Not by Gazprom Alone? How Germany's Embracing LNG in a Bid to Reduce Dependence on Russian Gas
Sputnik International 15:11 November 25, 2019
In a bid to diminish dependence on Russian natural gas Germany is embracing liquefied natural gas technology (LNG), while at the same time preparing to benefit from the Gazprom-led Nord Stream 2 project.
The German government’s efforts to gain energy independence though diversifying its gas supplies is gradually taking shape with Minister President of Lower Saxony Stephan Weil planning to embark on an official visit to Qatar in late November to discuss liquefied natural gas (LNG) supplies.
Merkel Goes for Diversification of Energy Supplies
Following mounting criticism from the US over Berlin's involvement in the Gazprom-led Nord Stream 2 project, in March 2018 German Chancellor Angela Merkel signalled a readiness to build up a liquefied natural gas industry in a bid to reduce the country's dependence on Russian pipeline gas.
To that end Germany is now considering four options:
· German LNG GmbH (Brunsbüttel, Hamburg);
· LNG Wilhelmshaven terminal – Floating Storage Regasification Unit (FSRU);
· LNG Stade GmbH;
· Rostock LNG GmbH.
The four LNG import terminals could receive 635 billion cubic feet of natural gas by 2023, according to the Houston Chronicle, envisaging that Germany may become a prospective energy market for US LNG producers especially given that Berlin is planning to shut down all of its remaining coal power plants by 2038.
Germany, meanwhile, is also looking for other, less distant suppliers of the super-chilled fuel.
Qatar Ready to Supply & Invest in Germany's LNG Terminals
In September 2019, German Ambassador to Qatar Hans-Udo Muzel, praised the upcoming tour of two high-level delegations from Germany to the Arab nation with proven natural gas reserves of approximately 25 trillion cubic metres calling the LNG terminal project "vital for Germany".
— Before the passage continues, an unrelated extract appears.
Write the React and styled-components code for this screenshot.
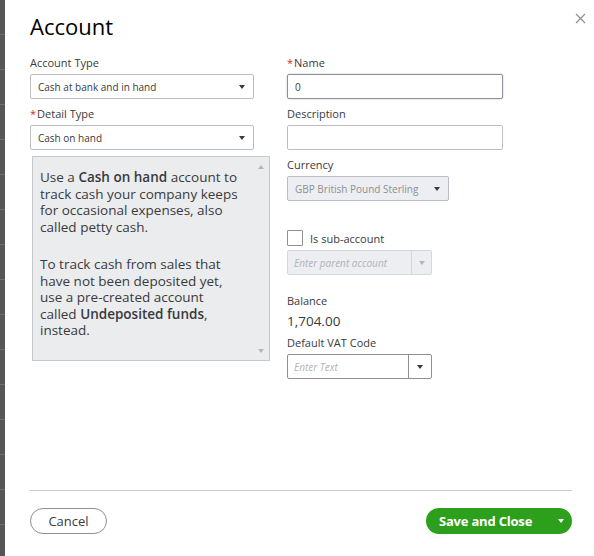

Given that one of the LNG terminals may be built in Stade, a small town in Lower Saxony, Stephan Weil's Qatar tour takes on new significance. Weil is seeking to enhance cooperation with Qatar doubling down on promoting LNG projects despite numerous expert warnings about negative climatic and environmental consequences, as well as financial risks.
According to The Peninsula, an English language Qatari daily, if Weil's talks with Doha prove successful, German companies will be purchasing LNG directly from Qatar. Additionally, the peninsular Arab country's energy giant Qatar Petroleum may also invest in new LNG terminals in Germany.
About one year ago, the world's largest LNG exporting company, Qatar Petroleum, made it clear that it is interested in investing in Germany's LNG endeavours. In Novermber 2018, Qatar's Ambassador to Germany, Saoud Bin Abdulrahman Al Thani, visited a potential construction site in Jade Bay, Wilhelmshaven.
Earlier, in September 2018, Qatar inked a long-term contract for LNG import capacity with Germany’s energy giant RWE, which considers the development of a potential LNG site in Brunsbüttel.
Canada's Super-Chilled Fuel as Germany's Source of Energy
Apart from Qatar, Germany regards Canada's super-chilled fuel as yet another source of energy. In 2013, Germany's Uniper, the country's largest utility, concluded a 20-year deal with Canada's Pieridae Energy for 5 million tonnes of hydrocarbons a year produced by its first train.
To that end Pieridae is going to build an LNG export terminal on Canada’s East Coast having recently purchased gas fields from Royal Dutch Shell. The Goldboro LNG terminal is set to compete with the US Gulf Coast's liquefied natural gas industry due to its shorter distance to Europe which would help it cut LNG shipping costs.
According to the CBC, in 2018, the German government offered Pieridae $4.5-billion in loan guarantees for the project which reportedly envisages the delivery of "non-frac" gas in the first train. There are a lot of concerns that "fracking" technology based on injecting water and chemicals underground to release natural gas is fraught with dramatic environmental risks.
Nord Stream 2 to Become Operational in Mid-2020
While the completion of reception terminals in Germany and Pieridae's exporting terminal is an issue for the distant future, the Gazprom-led Nord Stream 2 is expected to become operational in the middle of 2020, as Deputy Prime Minister Dmitry Kozak outlined on 21 November.
On 30 October, Denmark finally gave the green light to the pipeline project. The country's permit removed the last hurdle in the path of the 1,230-km-long pipeline under the Baltic Sea connecting Russia to Germany. For its part, Germany's Bundestag approved amendments to a law governing the Nord Stream 2 gas pipeline on 13 November in order to make it compliant with the EU's Gas Directive.